--- Work required ---
Print the data exactly as it is given, please.

--- Material ---
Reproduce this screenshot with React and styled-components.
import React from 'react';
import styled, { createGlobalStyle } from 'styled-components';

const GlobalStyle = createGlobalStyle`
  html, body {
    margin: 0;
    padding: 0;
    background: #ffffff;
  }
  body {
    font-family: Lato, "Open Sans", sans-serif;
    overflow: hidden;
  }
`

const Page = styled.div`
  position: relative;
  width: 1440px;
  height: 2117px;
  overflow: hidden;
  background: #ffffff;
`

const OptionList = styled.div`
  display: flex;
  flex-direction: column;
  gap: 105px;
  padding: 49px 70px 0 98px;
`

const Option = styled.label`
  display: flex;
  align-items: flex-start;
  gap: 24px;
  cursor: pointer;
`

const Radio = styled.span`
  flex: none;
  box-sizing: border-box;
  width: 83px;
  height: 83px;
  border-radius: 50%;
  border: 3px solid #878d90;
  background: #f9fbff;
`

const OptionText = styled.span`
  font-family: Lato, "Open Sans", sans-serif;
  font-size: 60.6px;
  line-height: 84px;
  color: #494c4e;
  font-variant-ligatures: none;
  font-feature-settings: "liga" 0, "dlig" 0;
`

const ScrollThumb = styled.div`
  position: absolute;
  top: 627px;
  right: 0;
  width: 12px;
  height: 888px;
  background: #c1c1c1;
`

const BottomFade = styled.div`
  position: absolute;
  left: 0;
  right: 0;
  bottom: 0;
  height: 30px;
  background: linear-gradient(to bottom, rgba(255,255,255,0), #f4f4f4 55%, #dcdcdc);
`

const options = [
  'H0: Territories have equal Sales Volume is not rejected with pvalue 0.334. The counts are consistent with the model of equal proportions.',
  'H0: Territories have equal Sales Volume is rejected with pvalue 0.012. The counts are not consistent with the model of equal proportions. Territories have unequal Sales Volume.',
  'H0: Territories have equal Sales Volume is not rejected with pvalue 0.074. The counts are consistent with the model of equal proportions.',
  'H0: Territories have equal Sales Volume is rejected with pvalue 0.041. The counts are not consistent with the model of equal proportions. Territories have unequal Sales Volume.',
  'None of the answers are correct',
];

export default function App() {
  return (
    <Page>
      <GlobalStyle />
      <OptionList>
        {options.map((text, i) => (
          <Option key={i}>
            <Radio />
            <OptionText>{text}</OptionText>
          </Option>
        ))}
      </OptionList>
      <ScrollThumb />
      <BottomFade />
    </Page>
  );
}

--- Reply to the task ---
Reproduce this screenshot with React and styled-components.
import React from 'react';
import styled, { createGlobalStyle } from 'styled-components';

const GlobalStyle = createGlobalStyle`
  html, body {
    margin: 0;
    padding: 0;
    background: #ffffff;
  }
  body {
    font-family: Lato, "Open Sans", sans-serif;
    overflow: hidden;
  }
`

const Page = styled.div`
  position: relative;
  width: 1440px;
  height: 2117px;
  overflow: hidden;
  background: #ffffff;
`

const OptionList = styled.div`
  display: flex;
  flex-direction: column;
  gap: 105px;
  padding: 49px 70px 0 98px;
`

const Option = styled.label`
  display: flex;
  align-items: flex-start;
  gap: 24px;
  cursor: pointer;
`

const Radio = styled.span`
  flex: none;
  box-sizing: border-box;
  width: 83px;
  height: 83px;
  border-radius: 50%;
  border: 3px solid #878d90;
  background: #f9fbff;
`

const OptionText = styled.span`
  font-family: Lato, "Open Sans", sans-serif;
  font-size: 60.6px;
  line-height: 84px;
  color: #494c4e;
  font-variant-ligatures: none;
  font-feature-settings: "liga" 0, "dlig" 0;
`

const ScrollThumb = styled.div`
  position: absolute;
  top: 627px;
  right: 0;
  width: 12px;
  height: 888px;
  background: #c1c1c1;
`

const BottomFade = styled.div`
  position: absolute;
  left: 0;
  right: 0;
  bottom: 0;
  height: 30px;
  background: linear-gradient(to bottom, rgba(255,255,255,0), #f4f4f4 55%, #dcdcdc);
`

const options = [
  'H0: Territories have equal Sales Volume is not rejected with pvalue 0.334. The counts are consistent with the model of equal proportions.',
  'H0: Territories have equal Sales Volume is rejected with pvalue 0.012. The counts are not consistent with the model of equal proportions. Territories have unequal Sales Volume.',
  'H0: Territories have equal Sales Volume is not rejected with pvalue 0.074. The counts are consistent with the model of equal proportions.',
  'H0: Territories have equal Sales Volume is rejected with pvalue 0.041. The counts are not consistent with the model of equal proportions. Territories have unequal Sales Volume.',
  'None of the answers are correct',
];

export default function App() {
  return (
    <Page>
      <GlobalStyle />
      <OptionList>
        {options.map((text, i) => (
          <Option key={i}>
            <Radio />
            <OptionText>{text}</OptionText>
          </Option>
        ))}
      </OptionList>
      <ScrollThumb />
      <BottomFade />
    </Page>
  );
}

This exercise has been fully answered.